** begin **

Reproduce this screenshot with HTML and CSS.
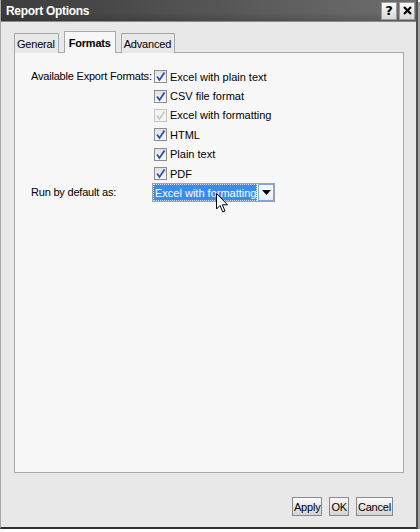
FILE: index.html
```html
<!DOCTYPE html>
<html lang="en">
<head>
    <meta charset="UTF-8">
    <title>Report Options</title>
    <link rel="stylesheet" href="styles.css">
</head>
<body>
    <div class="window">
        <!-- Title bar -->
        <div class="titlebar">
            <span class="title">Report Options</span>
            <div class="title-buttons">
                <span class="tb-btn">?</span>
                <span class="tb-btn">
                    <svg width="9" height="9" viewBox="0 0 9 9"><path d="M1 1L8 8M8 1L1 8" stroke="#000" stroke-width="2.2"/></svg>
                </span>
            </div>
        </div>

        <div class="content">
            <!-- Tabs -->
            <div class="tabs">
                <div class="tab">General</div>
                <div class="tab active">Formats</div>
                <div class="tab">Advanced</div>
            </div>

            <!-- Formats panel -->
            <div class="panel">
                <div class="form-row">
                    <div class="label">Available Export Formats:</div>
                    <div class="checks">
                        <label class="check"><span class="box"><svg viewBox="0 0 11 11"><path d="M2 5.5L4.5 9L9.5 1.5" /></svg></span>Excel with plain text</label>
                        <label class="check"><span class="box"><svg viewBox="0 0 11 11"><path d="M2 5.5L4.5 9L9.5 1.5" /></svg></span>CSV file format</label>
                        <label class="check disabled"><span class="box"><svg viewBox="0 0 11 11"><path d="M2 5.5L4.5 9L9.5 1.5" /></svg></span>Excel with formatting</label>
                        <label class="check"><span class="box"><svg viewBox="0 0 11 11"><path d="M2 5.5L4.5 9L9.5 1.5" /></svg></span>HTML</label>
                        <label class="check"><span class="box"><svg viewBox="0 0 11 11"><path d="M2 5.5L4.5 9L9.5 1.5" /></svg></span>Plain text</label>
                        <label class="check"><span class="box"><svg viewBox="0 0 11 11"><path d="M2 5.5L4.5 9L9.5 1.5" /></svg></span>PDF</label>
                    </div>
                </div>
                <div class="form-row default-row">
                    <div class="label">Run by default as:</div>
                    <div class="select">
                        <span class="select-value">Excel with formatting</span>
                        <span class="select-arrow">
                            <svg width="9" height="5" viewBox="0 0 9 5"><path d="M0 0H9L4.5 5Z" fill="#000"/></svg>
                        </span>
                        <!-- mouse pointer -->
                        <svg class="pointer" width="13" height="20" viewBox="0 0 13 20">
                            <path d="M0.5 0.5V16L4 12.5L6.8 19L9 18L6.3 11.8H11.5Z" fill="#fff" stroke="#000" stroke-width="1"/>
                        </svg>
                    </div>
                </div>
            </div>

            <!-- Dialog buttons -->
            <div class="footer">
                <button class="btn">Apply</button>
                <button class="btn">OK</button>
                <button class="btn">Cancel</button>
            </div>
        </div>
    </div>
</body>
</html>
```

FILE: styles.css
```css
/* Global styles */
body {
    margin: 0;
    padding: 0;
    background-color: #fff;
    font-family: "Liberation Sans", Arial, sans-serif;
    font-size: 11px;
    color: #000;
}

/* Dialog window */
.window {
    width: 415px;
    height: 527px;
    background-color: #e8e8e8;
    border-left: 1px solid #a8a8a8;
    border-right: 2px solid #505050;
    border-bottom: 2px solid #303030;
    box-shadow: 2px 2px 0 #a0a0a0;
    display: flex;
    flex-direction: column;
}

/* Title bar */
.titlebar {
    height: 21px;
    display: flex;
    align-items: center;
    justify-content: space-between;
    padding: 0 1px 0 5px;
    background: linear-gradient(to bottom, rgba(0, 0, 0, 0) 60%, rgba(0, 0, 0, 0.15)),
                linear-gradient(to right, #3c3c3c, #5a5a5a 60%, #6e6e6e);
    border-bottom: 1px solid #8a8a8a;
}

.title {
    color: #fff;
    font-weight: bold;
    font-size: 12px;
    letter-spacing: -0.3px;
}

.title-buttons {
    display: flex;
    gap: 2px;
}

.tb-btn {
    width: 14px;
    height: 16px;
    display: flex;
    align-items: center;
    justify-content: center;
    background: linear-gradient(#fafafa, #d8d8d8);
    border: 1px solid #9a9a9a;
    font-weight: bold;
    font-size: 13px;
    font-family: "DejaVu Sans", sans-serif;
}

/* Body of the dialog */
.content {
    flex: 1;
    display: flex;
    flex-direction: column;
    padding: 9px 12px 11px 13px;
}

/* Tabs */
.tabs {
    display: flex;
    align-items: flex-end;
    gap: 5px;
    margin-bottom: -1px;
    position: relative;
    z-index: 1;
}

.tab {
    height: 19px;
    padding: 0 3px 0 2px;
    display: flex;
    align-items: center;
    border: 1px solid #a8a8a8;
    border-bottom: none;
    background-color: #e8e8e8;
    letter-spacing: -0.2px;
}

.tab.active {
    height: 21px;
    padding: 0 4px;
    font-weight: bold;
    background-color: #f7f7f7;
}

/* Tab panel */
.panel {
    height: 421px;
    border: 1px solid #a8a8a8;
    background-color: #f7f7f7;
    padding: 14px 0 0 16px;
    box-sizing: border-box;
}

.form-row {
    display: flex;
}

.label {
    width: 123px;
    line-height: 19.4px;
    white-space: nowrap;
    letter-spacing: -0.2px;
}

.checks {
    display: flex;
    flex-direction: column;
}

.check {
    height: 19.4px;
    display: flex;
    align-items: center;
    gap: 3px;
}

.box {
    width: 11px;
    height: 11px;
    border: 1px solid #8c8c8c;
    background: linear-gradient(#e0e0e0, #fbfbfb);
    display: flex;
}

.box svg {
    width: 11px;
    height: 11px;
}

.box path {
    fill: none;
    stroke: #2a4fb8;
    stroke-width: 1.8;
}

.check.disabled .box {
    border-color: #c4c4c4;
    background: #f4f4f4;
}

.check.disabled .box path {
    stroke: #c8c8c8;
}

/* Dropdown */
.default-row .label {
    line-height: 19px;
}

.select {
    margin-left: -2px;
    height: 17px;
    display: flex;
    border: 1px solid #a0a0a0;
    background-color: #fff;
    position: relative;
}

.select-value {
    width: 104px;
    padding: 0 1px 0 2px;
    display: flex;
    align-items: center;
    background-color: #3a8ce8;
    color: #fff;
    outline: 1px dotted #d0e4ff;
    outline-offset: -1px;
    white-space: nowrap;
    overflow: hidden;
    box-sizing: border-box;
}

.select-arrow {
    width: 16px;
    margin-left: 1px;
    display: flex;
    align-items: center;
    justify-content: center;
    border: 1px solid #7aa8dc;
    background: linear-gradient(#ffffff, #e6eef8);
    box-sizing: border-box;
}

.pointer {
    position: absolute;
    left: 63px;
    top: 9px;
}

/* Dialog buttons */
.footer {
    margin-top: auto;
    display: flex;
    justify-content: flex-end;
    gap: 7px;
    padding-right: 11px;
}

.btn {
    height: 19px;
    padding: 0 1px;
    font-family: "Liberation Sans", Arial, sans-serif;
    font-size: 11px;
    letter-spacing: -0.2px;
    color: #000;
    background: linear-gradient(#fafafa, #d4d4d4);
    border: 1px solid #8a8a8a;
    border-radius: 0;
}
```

** end **

Task brief » Return to the listing above and set it down exactly, leaving out its pictures.

Exercise response »
Reproduce this screenshot with HTML and CSS.
FILE: index.html
```html
<!DOCTYPE html>
<html lang="en">
<head>
    <meta charset="UTF-8">
    <title>Report Options</title>
    <link rel="stylesheet" href="styles.css">
</head>
<body>
    <div class="window">
        <!-- Title bar -->
        <div class="titlebar">
            <span class="title">Report Options</span>
            <div class="title-buttons">
                <span class="tb-btn">?</span>
                <span class="tb-btn">
                    <svg width="9" height="9" viewBox="0 0 9 9"><path d="M1 1L8 8M8 1L1 8" stroke="#000" stroke-width="2.2"/></svg>
                </span>
            </div>
        </div>

        <div class="content">
            <!-- Tabs -->
            <div class="tabs">
                <div class="tab">General</div>
                <div class="tab active">Formats</div>
                <div class="tab">Advanced</div>
            </div>

            <!-- Formats panel -->
            <div class="panel">
                <div class="form-row">
                    <div class="label">Available Export Formats:</div>
                    <div class="checks">
                        <label class="check"><span class="box"><svg viewBox="0 0 11 11"><path d="M2 5.5L4.5 9L9.5 1.5" /></svg></span>Excel with plain text</label>
                        <label class="check"><span class="box"><svg viewBox="0 0 11 11"><path d="M2 5.5L4.5 9L9.5 1.5" /></svg></span>CSV file format</label>
                        <label class="check disabled"><span class="box"><svg viewBox="0 0 11 11"><path d="M2 5.5L4.5 9L9.5 1.5" /></svg></span>Excel with formatting</label>
                        <label class="check"><span class="box"><svg viewBox="0 0 11 11"><path d="M2 5.5L4.5 9L9.5 1.5" /></svg></span>HTML</label>
                        <label class="check"><span class="box"><svg viewBox="0 0 11 11"><path d="M2 5.5L4.5 9L9.5 1.5" /></svg></span>Plain text</label>
                        <label class="check"><span class="box"><svg viewBox="0 0 11 11"><path d="M2 5.5L4.5 9L9.5 1.5" /></svg></span>PDF</label>
                    </div>
                </div>
                <div class="form-row default-row">
                    <div class="label">Run by default as:</div>
                    <div class="select">
                        <span class="select-value">Excel with formatting</span>
                        <span class="select-arrow">
                            <svg width="9" height="5" viewBox="0 0 9 5"><path d="M0 0H9L4.5 5Z" fill="#000"/></svg>
                        </span>
                        <!-- mouse pointer -->
                        <svg class="pointer" width="13" height="20" viewBox="0 0 13 20">
                            <path d="M0.5 0.5V16L4 12.5L6.8 19L9 18L6.3 11.8H11.5Z" fill="#fff" stroke="#000" stroke-width="1"/>
                        </svg>
                    </div>
                </div>
            </div>

            <!-- Dialog buttons -->
            <div class="footer">
                <button class="btn">Apply</button>
                <button class="btn">OK</button>
                <button class="btn">Cancel</button>
            </div>
        </div>
    </div>
</body>
</html>
```

FILE: styles.css
```css
/* Global styles */
body {
    margin: 0;
    padding: 0;
    background-color: #fff;
    font-family: "Liberation Sans", Arial, sans-serif;
    font-size: 11px;
    color: #000;
}

/* Dialog window */
.window {
    width: 415px;
    height: 527px;
    background-color: #e8e8e8;
    border-left: 1px solid #a8a8a8;
    border-right: 2px solid #505050;
    border-bottom: 2px solid #303030;
    box-shadow: 2px 2px 0 #a0a0a0;
    display: flex;
    flex-direction: column;
}

/* Title bar */
.titlebar {
    height: 21px;
    display: flex;
    align-items: center;
    justify-content: space-between;
    padding: 0 1px 0 5px;
    background: linear-gradient(to bottom, rgba(0, 0, 0, 0) 60%, rgba(0, 0, 0, 0.15)),
                linear-gradient(to right, #3c3c3c, #5a5a5a 60%, #6e6e6e);
    border-bottom: 1px solid #8a8a8a;
}

.title {
    color: #fff;
    font-weight: bold;
    font-size: 12px;
    letter-spacing: -0.3px;
}

.title-buttons {
    display: flex;
    gap: 2px;
}

.tb-btn {
    width: 14px;
    height: 16px;
    display: flex;
    align-items: center;
    justify-content: center;
    background: linear-gradient(#fafafa, #d8d8d8);
    border: 1px solid #9a9a9a;
    font-weight: bold;
    font-size: 13px;
    font-family: "DejaVu Sans", sans-serif;
}

/* Body of the dialog */
.content {
    flex: 1;
    display: flex;
    flex-direction: column;
    padding: 9px 12px 11px 13px;
}

/* Tabs */
.tabs {
    display: flex;
    align-items: flex-end;
    gap: 5px;
    margin-bottom: -1px;
    position: relative;
    z-index: 1;
}

.tab {
    height: 19px;
    padding: 0 3px 0 2px;
    display: flex;
    align-items: center;
    border: 1px solid #a8a8a8;
    border-bottom: none;
    background-color: #e8e8e8;
    letter-spacing: -0.2px;
}

.tab.active {
    height: 21px;
    padding: 0 4px;
    font-weight: bold;
    background-color: #f7f7f7;
}

/* Tab panel */
.panel {
    height: 421px;
    border: 1px solid #a8a8a8;
    background-color: #f7f7f7;
    padding: 14px 0 0 16px;
    box-sizing: border-box;
}

.form-row {
    display: flex;
}

.label {
    width: 123px;
    line-height: 19.4px;
    white-space: nowrap;
    letter-spacing: -0.2px;
}

.checks {
    display: flex;
    flex-direction: column;
}

.check {
    height: 19.4px;
    display: flex;
    align-items: center;
    gap: 3px;
}

.box {
    width: 11px;
    height: 11px;
    border: 1px solid #8c8c8c;
    background: linear-gradient(#e0e0e0, #fbfbfb);
    display: flex;
}

.box svg {
    width: 11px;
    height: 11px;
}

.box path {
    fill: none;
    stroke: #2a4fb8;
    stroke-width: 1.8;
}

.check.disabled .box {
    border-color: #c4c4c4;
    background: #f4f4f4;
}

.check.disabled .box path {
    stroke: #c8c8c8;
}

/* Dropdown */
.default-row .label {
    line-height: 19px;
}

.select {
    margin-left: -2px;
    height: 17px;
    display: flex;
    border: 1px solid #a0a0a0;
    background-color: #fff;
    position: relative;
}

.select-value {
    width: 104px;
    padding: 0 1px 0 2px;
    display: flex;
    align-items: center;
    background-color: #3a8ce8;
    color: #fff;
    outline: 1px dotted #d0e4ff;
    outline-offset: -1px;
    white-space: nowrap;
    overflow: hidden;
    box-sizing: border-box;
}

.select-arrow {
    width: 16px;
    margin-left: 1px;
    display: flex;
    align-items: center;
    justify-content: center;
    border: 1px solid #7aa8dc;
    background: linear-gradient(#ffffff, #e6eef8);
    box-sizing: border-box;
}

.pointer {
    position: absolute;
    left: 63px;
    top: 9px;
}

/* Dialog buttons */
.footer {
    margin-top: auto;
    display: flex;
    justify-content: flex-end;
    gap: 7px;
    padding-right: 11px;
}

.btn {
    height: 19px;
    padding: 0 1px;
    font-family: "Liberation Sans", Arial, sans-serif;
    font-size: 11px;
    letter-spacing: -0.2px;
    color: #000;
    background: linear-gradient(#fafafa, #d4d4d4);
    border: 1px solid #8a8a8a;
    border-radius: 0;
}
```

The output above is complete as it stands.